■ Problem description
Identify each line below that contains the word "page", and copy it out.

■ Given material

####################

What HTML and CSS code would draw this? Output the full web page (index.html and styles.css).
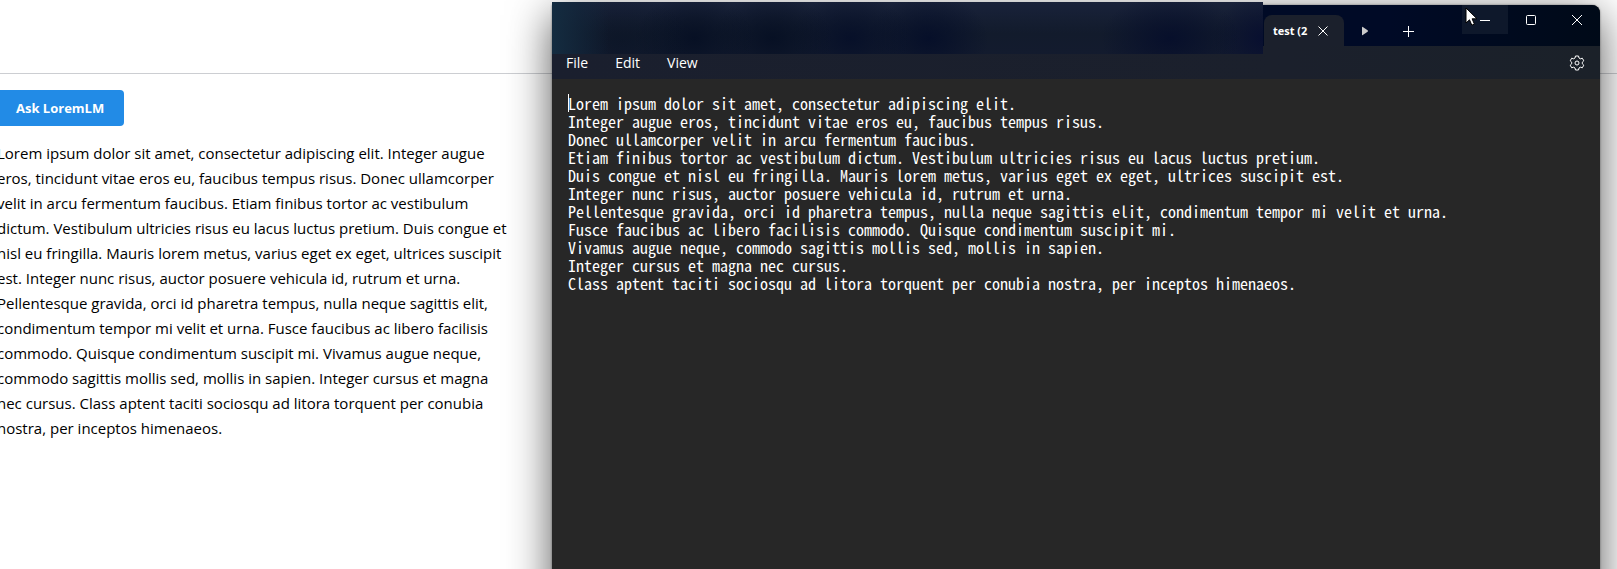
FILE: index.html
```html
<!DOCTYPE html>
<html lang="en">
<head>
<meta charset="utf-8">
<title>Ask LoremLM</title>
<link rel="stylesheet" href="styles.css">
</head>
<body>
<div class="desktop">
<header class="page-header"></header>
<main class="page-main">
  <button class="ask-button" type="button">Ask LoremLM</button>
  <p class="answer">Lorem ipsum dolor sit amet, consectetur adipiscing elit. Integer augue<br>eros, tincidunt vitae eros eu, faucibus tempus risus. Donec ullamcorper<br>velit in arcu fermentum faucibus. Etiam finibus tortor ac vestibulum<br>dictum. Vestibulum ultricies risus eu lacus luctus pretium. Duis congue et<br>nisl eu fringilla. Mauris lorem metus, varius eget ex eget, ultrices suscipit<br>est. Integer nunc risus, auctor posuere vehicula id, rutrum et urna.<br>Pellentesque gravida, orci id pharetra tempus, nulla neque sagittis elit,<br>condimentum tempor mi velit et urna. Fusce faucibus ac libero facilisis<br>commodo. Quisque condimentum suscipit mi. Vivamus augue neque,<br>commodo sagittis mollis sed, mollis in sapien. Integer cursus et magna<br>nec cursus. Class aptent taciti sociosqu ad litora torquent per conubia<br>nostra, per inceptos himenaeos.</p>
</main>

<section class="window" aria-label="Text editor">
  <div class="titlebar">
    <div class="blurred-tabs"></div>
    <div class="tab">
      <span class="tab-title">test (2</span>
      <button class="icon-button" type="button" aria-label="Close tab"><svg width="12" height="12" viewBox="0 0 12 12"><path d="M1.5 1.5l9 9M10.500 1.500l-9 9"/></svg></button>
    </div>
    <button class="icon-button tab-scroll" type="button" aria-label="Scroll tabs"><svg width="8" height="10" viewBox="0 0 8 10"><path class="solid" d="M1 1.200Q1 .5 1.800 1L6.600 4.200Q7.400 5 6.600 5.800L1.800 9Q1 9.500 1 8.800Z"/></svg></button>
    <button class="icon-button tab-new" type="button" aria-label="New tab"><svg width="12" height="12" viewBox="0 0 12 12"><path d="M6.500 1v11M1 6.500h11"/></svg></button>
    <div class="caption-buttons">
      <button class="caption hovered" type="button" aria-label="Minimize"><svg width="12" height="12" viewBox="0 0 12 12"><path d="M1 6.500h10"/></svg></button>
      <button class="caption" type="button" aria-label="Maximize"><svg width="12" height="12" viewBox="0 0 12 12"><rect x="1.500" y="1.500" width="9" height="9" rx="1"/></svg></button>
      <button class="caption" type="button" aria-label="Close"><svg width="12" height="12" viewBox="0 0 12 12"><path d="M1 1l10 10M11 1L1 11"/></svg></button>
    </div>
  </div>
  <nav class="menubar">
    <button class="menu" type="button">File</button>
    <button class="menu" type="button">Edit</button>
    <button class="menu" type="button">View</button>
    <button class="icon-button settings" type="button" aria-label="Settings"><svg width="16" height="16" viewBox="0 0 16 16"><path d="M6.500 1h3l.5 2 1.300.8 2-.6 1.500 2.600-1.500 1.400v1.600l1.500 1.400-1.500 2.600-2-.6-1.300.8-.5 2h-3L6 13l-1.300-.8-2 .6-1.500-2.600 1.500-1.400V7.200L1.200 5.800l1.500-2.600 2 .6L6 3z"/><circle cx="8" cy="8" r="2"/></svg></button>
  </nav>
  <div class="editor"><span class="caret"></span>Lorem ipsum dolor sit amet, consectetur adipiscing elit.
Integer augue eros, tincidunt vitae eros eu, faucibus tempus risus.
Donec ullamcorper velit in arcu fermentum faucibus.
Etiam finibus tortor ac vestibulum dictum. Vestibulum ultricies risus eu lacus luctus pretium.
Duis congue et nisl eu fringilla. Mauris lorem metus, varius eget ex eget, ultrices suscipit est.
Integer nunc risus, auctor posuere vehicula id, rutrum et urna.
Pellentesque gravida, orci id pharetra tempus, nulla neque sagittis elit, condimentum tempor mi velit et urna.
Fusce faucibus ac libero facilisis commodo. Quisque condimentum suscipit mi.
Vivamus augue neque, commodo sagittis mollis sed, mollis in sapien.
Integer cursus et magna nec cursus.
Class aptent taciti sociosqu ad litora torquent per conubia nostra, per inceptos himenaeos.</div>
</section>
<svg class="pointer" width="13" height="20" viewBox="0 0 13 20"><path d="M1 1v15l3.500-3.200 2.300 5.400 2.600-1.100-2.300-5.300H12z"/></svg>
</div>
</body>
</html>
```
FILE: styles.css
```css
* {
  box-sizing: border-box;
}

body {
  margin: 0;
  background: #fff;
  color: #000;
  font-family: "Segoe UI", "Open Sans", sans-serif;
}

.desktop {
  position: relative;
  height: 100vh;
  overflow: hidden;
}

button {
  border: 0;
  padding: 0;
  background: none;
  color: inherit;
  font-family: inherit;
}

.page-header {
  height: 74px;
  border-bottom: 1px solid #ccced2;
}

.page-main {
  margin-left: -3px;
  padding-top: 16px;
}

.ask-button {
  display: block;
  height: 36px;
  padding: 0 20px 0 19px;
  border-radius: 4px;
  background: #228be6;
  color: #fff;
  font-size: 13px;
  font-weight: 700;
}

.answer {
  margin: 15px 0 0;
  font-size: 15px;
  line-height: 25px;
  white-space: nowrap;
}

.window {
  position: absolute;
  top: 5px;
  right: 17px;
  bottom: -40px;
  left: 552px;
  display: flex;
  flex-direction: column;
  border-radius: 0 8px 0 0;
  background: #272727;
  box-shadow: 0 0 2px rgba(0, 0, 0, 0.5), 0 10px 44px rgba(0, 0, 0, 0.66);
  color: #fff;
}

.titlebar {
  display: flex;
  height: 41px;
  border-radius: 0 8px 0 0;
  background: linear-gradient(90deg, #000a26 80%, #000a18);
}

.blurred-tabs {
  position: relative;
  flex: 1;
  margin-top: -3px;
  margin-bottom: -8px;
  background:
    linear-gradient(90deg, #142c40, rgba(18, 38, 58, 0.7) 4%, transparent 8%),
    radial-gradient(ellipse 70px 44px at 10% 75%, #08122488, transparent),
    radial-gradient(ellipse 60px 44px at 20% 70%, #071024, transparent),
    radial-gradient(ellipse 60px 44px at 31% 70%, #071024, transparent),
    radial-gradient(ellipse 60px 44px at 42% 70%, #071029, transparent),
    radial-gradient(ellipse 60px 44px at 53% 70%, #060f29, transparent),
    radial-gradient(ellipse 70px 44px at 87% 70%, #070f2b, transparent),
    radial-gradient(ellipse 50px 44px at 100% 70%, #080f30, transparent),
    linear-gradient(#19223a, #121b2c 60%, #131b2e);
}

.tab {
  display: flex;
  align-items: center;
  width: 80px;
  margin-top: 10px;
  margin-left: 1px;
  padding: 0 15px 0 9px;
  border-radius: 8px 8px 0 0;
  background: #1b202c;
}

.tab-title {
  font-size: 11px;
  font-weight: 700;
  white-space: nowrap;
}

.icon-button,
.caption {
  display: flex;
  align-items: center;
  justify-content: center;
}

.tab .icon-button {
  margin-left: auto;
}

svg {
  fill: none;
  stroke: #fff;
  stroke-width: 1;
}

.solid {
  fill: #ccc;
  stroke: none;
}

.tab-scroll {
  width: 42px;
  padding-top: 10px;
}

.tab-new {
  width: 44px;
  padding-top: 10px;
}

.caption-buttons {
  display: flex;
  margin-left: 32px;
}

.caption {
  width: 46px;
  height: 29px;
}

.hovered {
  background: #0e182b;
}

.menubar {
  display: flex;
  align-items: center;
  gap: 27px;
  height: 33px;
  padding: 0 15px 0 14px;
  background: linear-gradient(90deg, #1a1f2e, #1b202c 70%, #1b2129);
}

.menu {
  font-size: 14px;
}

.settings {
  margin-left: auto;
}

.editor {
  padding: 15px 16px;
  font-family: Consolas, "Noto Sans Mono CJK SC", "Liberation Mono", monospace;
  font-size: 16px;
  line-height: 18px;
  white-space: pre;
}

.caret {
  position: absolute;
  width: 1px;
  height: 18px;
  background: #fff;
}

.pointer {
  position: absolute;
  top: 7px;
  right: 139px;
}

.pointer path {
  fill: #fff;
  stroke: #000;
}
```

####################

■ Solution to the problem
What HTML and CSS code would draw this? Output the full web page (index.html and styles.css).
<header class="page-header"></header>
<main class="page-main">
.page-header {
.page-main {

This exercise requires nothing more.